TASK INSTRUCTIONS:
Transcribe every line exactly. Leave the pictures behind.

BEGIN

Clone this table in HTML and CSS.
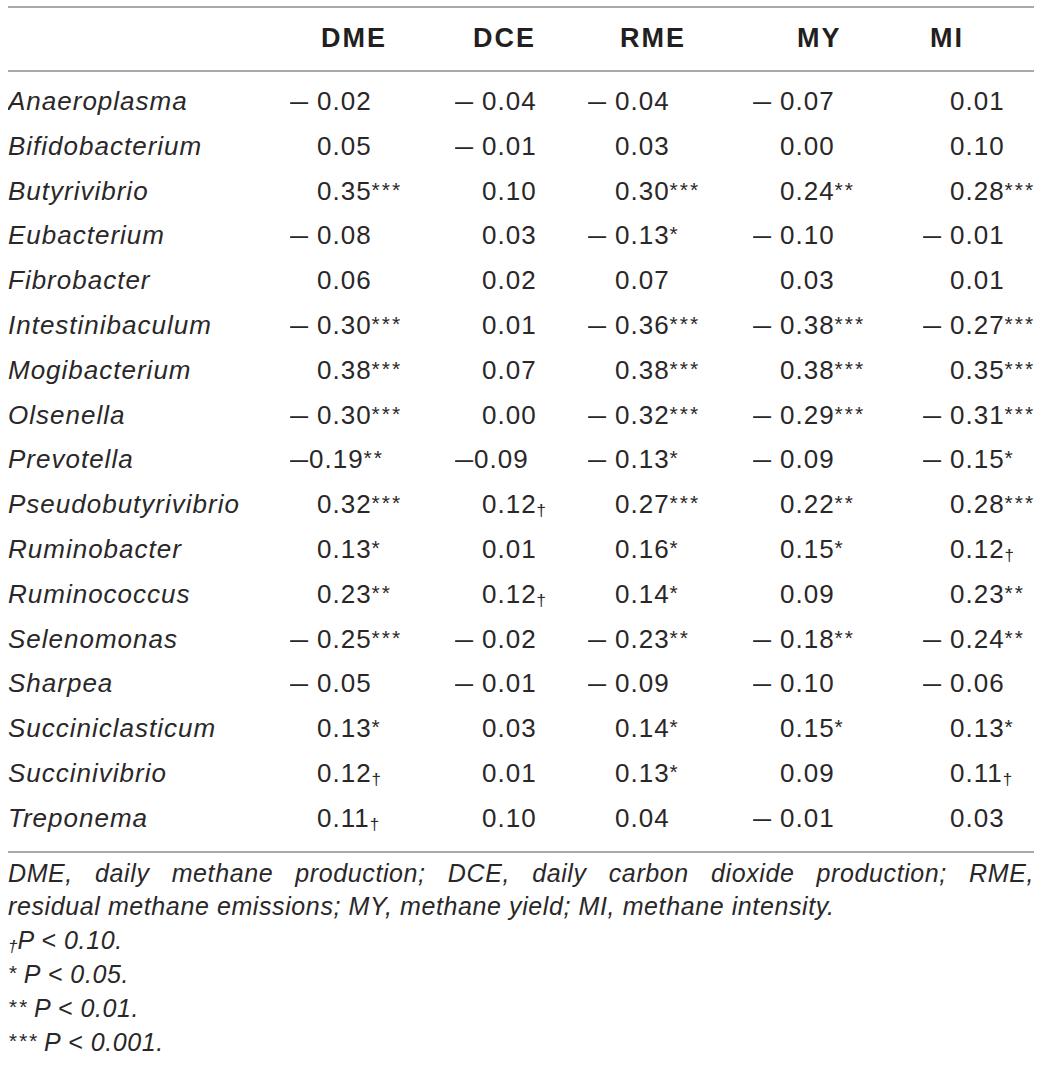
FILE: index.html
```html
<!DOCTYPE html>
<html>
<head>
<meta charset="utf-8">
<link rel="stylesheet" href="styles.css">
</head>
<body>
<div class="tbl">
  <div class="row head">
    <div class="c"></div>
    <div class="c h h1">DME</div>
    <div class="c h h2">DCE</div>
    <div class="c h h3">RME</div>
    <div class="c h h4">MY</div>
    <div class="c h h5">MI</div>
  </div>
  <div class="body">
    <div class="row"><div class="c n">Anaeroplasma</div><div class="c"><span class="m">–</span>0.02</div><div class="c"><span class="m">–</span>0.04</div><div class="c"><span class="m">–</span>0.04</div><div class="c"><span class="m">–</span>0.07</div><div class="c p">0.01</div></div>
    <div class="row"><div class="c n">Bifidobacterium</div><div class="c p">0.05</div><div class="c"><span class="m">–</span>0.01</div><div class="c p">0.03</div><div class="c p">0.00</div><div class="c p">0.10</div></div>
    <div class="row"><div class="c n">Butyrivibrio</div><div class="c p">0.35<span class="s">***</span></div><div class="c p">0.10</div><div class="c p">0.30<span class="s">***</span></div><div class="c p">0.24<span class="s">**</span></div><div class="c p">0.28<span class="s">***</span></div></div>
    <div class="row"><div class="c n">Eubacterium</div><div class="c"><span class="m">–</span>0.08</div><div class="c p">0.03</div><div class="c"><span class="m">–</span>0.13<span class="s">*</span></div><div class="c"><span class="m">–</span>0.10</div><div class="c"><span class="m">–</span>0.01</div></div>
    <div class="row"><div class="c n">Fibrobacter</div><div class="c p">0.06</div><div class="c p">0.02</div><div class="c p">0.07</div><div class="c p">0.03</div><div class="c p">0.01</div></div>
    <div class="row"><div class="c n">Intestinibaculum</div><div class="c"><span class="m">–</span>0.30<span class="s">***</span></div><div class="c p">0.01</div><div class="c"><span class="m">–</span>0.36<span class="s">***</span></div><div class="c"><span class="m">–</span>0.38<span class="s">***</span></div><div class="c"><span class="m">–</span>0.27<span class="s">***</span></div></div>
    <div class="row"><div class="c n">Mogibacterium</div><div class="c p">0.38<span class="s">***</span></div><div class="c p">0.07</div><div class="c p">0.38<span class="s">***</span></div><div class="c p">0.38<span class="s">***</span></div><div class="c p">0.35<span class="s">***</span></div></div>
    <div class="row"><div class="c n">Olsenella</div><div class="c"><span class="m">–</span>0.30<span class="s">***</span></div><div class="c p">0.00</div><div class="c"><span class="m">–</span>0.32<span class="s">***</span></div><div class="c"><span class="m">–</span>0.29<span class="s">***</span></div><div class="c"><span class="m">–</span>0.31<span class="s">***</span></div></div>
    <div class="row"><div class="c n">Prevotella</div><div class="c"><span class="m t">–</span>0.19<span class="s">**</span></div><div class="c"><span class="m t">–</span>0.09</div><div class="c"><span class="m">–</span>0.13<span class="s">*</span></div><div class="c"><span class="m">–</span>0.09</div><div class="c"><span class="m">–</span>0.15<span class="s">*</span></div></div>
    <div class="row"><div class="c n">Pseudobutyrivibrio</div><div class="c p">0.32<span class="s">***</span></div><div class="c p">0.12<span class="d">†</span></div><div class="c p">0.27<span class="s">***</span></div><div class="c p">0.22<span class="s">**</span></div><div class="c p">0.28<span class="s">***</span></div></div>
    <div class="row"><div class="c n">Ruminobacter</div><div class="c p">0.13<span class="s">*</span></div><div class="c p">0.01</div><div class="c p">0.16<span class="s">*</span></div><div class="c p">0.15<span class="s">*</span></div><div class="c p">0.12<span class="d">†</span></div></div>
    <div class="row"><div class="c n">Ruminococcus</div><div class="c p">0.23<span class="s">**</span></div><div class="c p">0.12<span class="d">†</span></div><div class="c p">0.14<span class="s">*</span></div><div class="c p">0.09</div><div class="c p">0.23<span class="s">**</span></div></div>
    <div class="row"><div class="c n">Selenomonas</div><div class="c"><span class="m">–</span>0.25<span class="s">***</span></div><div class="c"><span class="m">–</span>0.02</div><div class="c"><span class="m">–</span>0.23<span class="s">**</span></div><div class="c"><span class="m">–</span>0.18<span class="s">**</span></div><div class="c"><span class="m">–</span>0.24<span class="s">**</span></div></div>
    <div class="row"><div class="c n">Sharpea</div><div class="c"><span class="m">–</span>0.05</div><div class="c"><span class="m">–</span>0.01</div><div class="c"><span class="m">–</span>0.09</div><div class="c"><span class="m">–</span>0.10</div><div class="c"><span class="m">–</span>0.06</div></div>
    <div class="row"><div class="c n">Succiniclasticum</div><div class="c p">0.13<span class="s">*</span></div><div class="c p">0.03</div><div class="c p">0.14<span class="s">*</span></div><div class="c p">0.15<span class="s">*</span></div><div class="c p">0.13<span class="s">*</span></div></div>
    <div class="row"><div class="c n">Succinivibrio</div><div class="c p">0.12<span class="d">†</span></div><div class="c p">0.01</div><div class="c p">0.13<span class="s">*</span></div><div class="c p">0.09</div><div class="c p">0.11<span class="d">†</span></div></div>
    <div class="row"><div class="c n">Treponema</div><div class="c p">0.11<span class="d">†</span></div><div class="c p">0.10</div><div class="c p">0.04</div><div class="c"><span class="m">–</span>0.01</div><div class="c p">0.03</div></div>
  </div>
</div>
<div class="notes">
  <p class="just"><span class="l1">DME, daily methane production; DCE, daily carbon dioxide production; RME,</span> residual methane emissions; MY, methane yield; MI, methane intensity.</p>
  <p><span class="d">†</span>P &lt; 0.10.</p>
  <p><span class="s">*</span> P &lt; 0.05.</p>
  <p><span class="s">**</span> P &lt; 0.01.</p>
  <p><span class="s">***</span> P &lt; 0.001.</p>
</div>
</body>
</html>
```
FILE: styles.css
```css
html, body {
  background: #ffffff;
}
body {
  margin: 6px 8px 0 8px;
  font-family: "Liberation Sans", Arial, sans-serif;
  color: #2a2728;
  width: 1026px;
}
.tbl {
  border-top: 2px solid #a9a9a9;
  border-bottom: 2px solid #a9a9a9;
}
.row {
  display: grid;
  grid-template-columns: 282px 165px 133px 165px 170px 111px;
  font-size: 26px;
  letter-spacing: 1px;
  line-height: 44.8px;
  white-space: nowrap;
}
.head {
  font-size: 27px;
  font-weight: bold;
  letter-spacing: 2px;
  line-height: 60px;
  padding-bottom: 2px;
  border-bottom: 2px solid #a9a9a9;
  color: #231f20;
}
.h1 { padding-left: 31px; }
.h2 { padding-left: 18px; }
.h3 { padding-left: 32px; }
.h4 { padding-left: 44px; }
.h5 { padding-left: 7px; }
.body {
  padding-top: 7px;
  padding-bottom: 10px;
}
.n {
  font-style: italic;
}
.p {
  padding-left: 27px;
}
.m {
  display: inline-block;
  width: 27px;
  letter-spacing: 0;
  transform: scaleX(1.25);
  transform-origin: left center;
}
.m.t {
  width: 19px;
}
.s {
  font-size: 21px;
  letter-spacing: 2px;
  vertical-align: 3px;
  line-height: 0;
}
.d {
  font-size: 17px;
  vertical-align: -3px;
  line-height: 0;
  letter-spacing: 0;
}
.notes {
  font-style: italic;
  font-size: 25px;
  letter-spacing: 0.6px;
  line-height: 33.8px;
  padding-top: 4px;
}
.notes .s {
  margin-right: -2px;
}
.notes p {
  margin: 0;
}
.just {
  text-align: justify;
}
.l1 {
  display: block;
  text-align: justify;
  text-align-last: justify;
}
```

END

CORRECT RESPONSE:
Clone this table in HTML and CSS.
FILE: index.html
```html
<!DOCTYPE html>
<html>
<head>
<meta charset="utf-8">
<link rel="stylesheet" href="styles.css">
</head>
<body>
<div class="tbl">
  <div class="row head">
    <div class="c"></div>
    <div class="c h h1">DME</div>
    <div class="c h h2">DCE</div>
    <div class="c h h3">RME</div>
    <div class="c h h4">MY</div>
    <div class="c h h5">MI</div>
  </div>
  <div class="body">
    <div class="row"><div class="c n">Anaeroplasma</div><div class="c"><span class="m">–</span>0.02</div><div class="c"><span class="m">–</span>0.04</div><div class="c"><span class="m">–</span>0.04</div><div class="c"><span class="m">–</span>0.07</div><div class="c p">0.01</div></div>
    <div class="row"><div class="c n">Bifidobacterium</div><div class="c p">0.05</div><div class="c"><span class="m">–</span>0.01</div><div class="c p">0.03</div><div class="c p">0.00</div><div class="c p">0.10</div></div>
    <div class="row"><div class="c n">Butyrivibrio</div><div class="c p">0.35<span class="s">***</span></div><div class="c p">0.10</div><div class="c p">0.30<span class="s">***</span></div><div class="c p">0.24<span class="s">**</span></div><div class="c p">0.28<span class="s">***</span></div></div>
    <div class="row"><div class="c n">Eubacterium</div><div class="c"><span class="m">–</span>0.08</div><div class="c p">0.03</div><div class="c"><span class="m">–</span>0.13<span class="s">*</span></div><div class="c"><span class="m">–</span>0.10</div><div class="c"><span class="m">–</span>0.01</div></div>
    <div class="row"><div class="c n">Fibrobacter</div><div class="c p">0.06</div><div class="c p">0.02</div><div class="c p">0.07</div><div class="c p">0.03</div><div class="c p">0.01</div></div>
    <div class="row"><div class="c n">Intestinibaculum</div><div class="c"><span class="m">–</span>0.30<span class="s">***</span></div><div class="c p">0.01</div><div class="c"><span class="m">–</span>0.36<span class="s">***</span></div><div class="c"><span class="m">–</span>0.38<span class="s">***</span></div><div class="c"><span class="m">–</span>0.27<span class="s">***</span></div></div>
    <div class="row"><div class="c n">Mogibacterium</div><div class="c p">0.38<span class="s">***</span></div><div class="c p">0.07</div><div class="c p">0.38<span class="s">***</span></div><div class="c p">0.38<span class="s">***</span></div><div class="c p">0.35<span class="s">***</span></div></div>
    <div class="row"><div class="c n">Olsenella</div><div class="c"><span class="m">–</span>0.30<span class="s">***</span></div><div class="c p">0.00</div><div class="c"><span class="m">–</span>0.32<span class="s">***</span></div><div class="c"><span class="m">–</span>0.29<span class="s">***</span></div><div class="c"><span class="m">–</span>0.31<span class="s">***</span></div></div>
    <div class="row"><div class="c n">Prevotella</div><div class="c"><span class="m t">–</span>0.19<span class="s">**</span></div><div class="c"><span class="m t">–</span>0.09</div><div class="c"><span class="m">–</span>0.13<span class="s">*</span></div><div class="c"><span class="m">–</span>0.09</div><div class="c"><span class="m">–</span>0.15<span class="s">*</span></div></div>
    <div class="row"><div class="c n">Pseudobutyrivibrio</div><div class="c p">0.32<span class="s">***</span></div><div class="c p">0.12<span class="d">†</span></div><div class="c p">0.27<span class="s">***</span></div><div class="c p">0.22<span class="s">**</span></div><div class="c p">0.28<span class="s">***</span></div></div>
    <div class="row"><div class="c n">Ruminobacter</div><div class="c p">0.13<span class="s">*</span></div><div class="c p">0.01</div><div class="c p">0.16<span class="s">*</span></div><div class="c p">0.15<span class="s">*</span></div><div class="c p">0.12<span class="d">†</span></div></div>
    <div class="row"><div class="c n">Ruminococcus</div><div class="c p">0.23<span class="s">**</span></div><div class="c p">0.12<span class="d">†</span></div><div class="c p">0.14<span class="s">*</span></div><div class="c p">0.09</div><div class="c p">0.23<span class="s">**</span></div></div>
    <div class="row"><div class="c n">Selenomonas</div><div class="c"><span class="m">–</span>0.25<span class="s">***</span></div><div class="c"><span class="m">–</span>0.02</div><div class="c"><span class="m">–</span>0.23<span class="s">**</span></div><div class="c"><span class="m">–</span>0.18<span class="s">**</span></div><div class="c"><span class="m">–</span>0.24<span class="s">**</span></div></div>
    <div class="row"><div class="c n">Sharpea</div><div class="c"><span class="m">–</span>0.05</div><div class="c"><span class="m">–</span>0.01</div><div class="c"><span class="m">–</span>0.09</div><div class="c"><span class="m">–</span>0.10</div><div class="c"><span class="m">–</span>0.06</div></div>
    <div class="row"><div class="c n">Succiniclasticum</div><div class="c p">0.13<span class="s">*</span></div><div class="c p">0.03</div><div class="c p">0.14<span class="s">*</span></div><div class="c p">0.15<span class="s">*</span></div><div class="c p">0.13<span class="s">*</span></div></div>
    <div class="row"><div class="c n">Succinivibrio</div><div class="c p">0.12<span class="d">†</span></div><div class="c p">0.01</div><div class="c p">0.13<span class="s">*</span></div><div class="c p">0.09</div><div class="c p">0.11<span class="d">†</span></div></div>
    <div class="row"><div class="c n">Treponema</div><div class="c p">0.11<span class="d">†</span></div><div class="c p">0.10</div><div class="c p">0.04</div><div class="c"><span class="m">–</span>0.01</div><div class="c p">0.03</div></div>
  </div>
</div>
<div class="notes">
  <p class="just"><span class="l1">DME, daily methane production; DCE, daily carbon dioxide production; RME,</span> residual methane emissions; MY, methane yield; MI, methane intensity.</p>
  <p><span class="d">†</span>P &lt; 0.10.</p>
  <p><span class="s">*</span> P &lt; 0.05.</p>
  <p><span class="s">**</span> P &lt; 0.01.</p>
  <p><span class="s">***</span> P &lt; 0.001.</p>
</div>
</body>
</html>
```
FILE: styles.css
```css
html, body {
  background: #ffffff;
}
body {
  margin: 6px 8px 0 8px;
  font-family: "Liberation Sans", Arial, sans-serif;
  color: #2a2728;
  width: 1026px;
}
.tbl {
  border-top: 2px solid #a9a9a9;
  border-bottom: 2px solid #a9a9a9;
}
.row {
  display: grid;
  grid-template-columns: 282px 165px 133px 165px 170px 111px;
  font-size: 26px;
  letter-spacing: 1px;
  line-height: 44.8px;
  white-space: nowrap;
}
.head {
  font-size: 27px;
  font-weight: bold;
  letter-spacing: 2px;
  line-height: 60px;
  padding-bottom: 2px;
  border-bottom: 2px solid #a9a9a9;
  color: #231f20;
}
.h1 { padding-left: 31px; }
.h2 { padding-left: 18px; }
.h3 { padding-left: 32px; }
.h4 { padding-left: 44px; }
.h5 { padding-left: 7px; }
.body {
  padding-top: 7px;
  padding-bottom: 10px;
}
.n {
  font-style: italic;
}
.p {
  padding-left: 27px;
}
.m {
  display: inline-block;
  width: 27px;
  letter-spacing: 0;
  transform: scaleX(1.25);
  transform-origin: left center;
}
.m.t {
  width: 19px;
}
.s {
  font-size: 21px;
  letter-spacing: 2px;
  vertical-align: 3px;
  line-height: 0;
}
.d {
  font-size: 17px;
  vertical-align: -3px;
  line-height: 0;
  letter-spacing: 0;
}
.notes {
  font-style: italic;
  font-size: 25px;
  letter-spacing: 0.6px;
  line-height: 33.8px;
  padding-top: 4px;
}
.notes .s {
  margin-right: -2px;
}
.notes p {
  margin: 0;
}
.just {
  text-align: justify;
}
.l1 {
  display: block;
  text-align: justify;
  text-align-last: justify;
}
```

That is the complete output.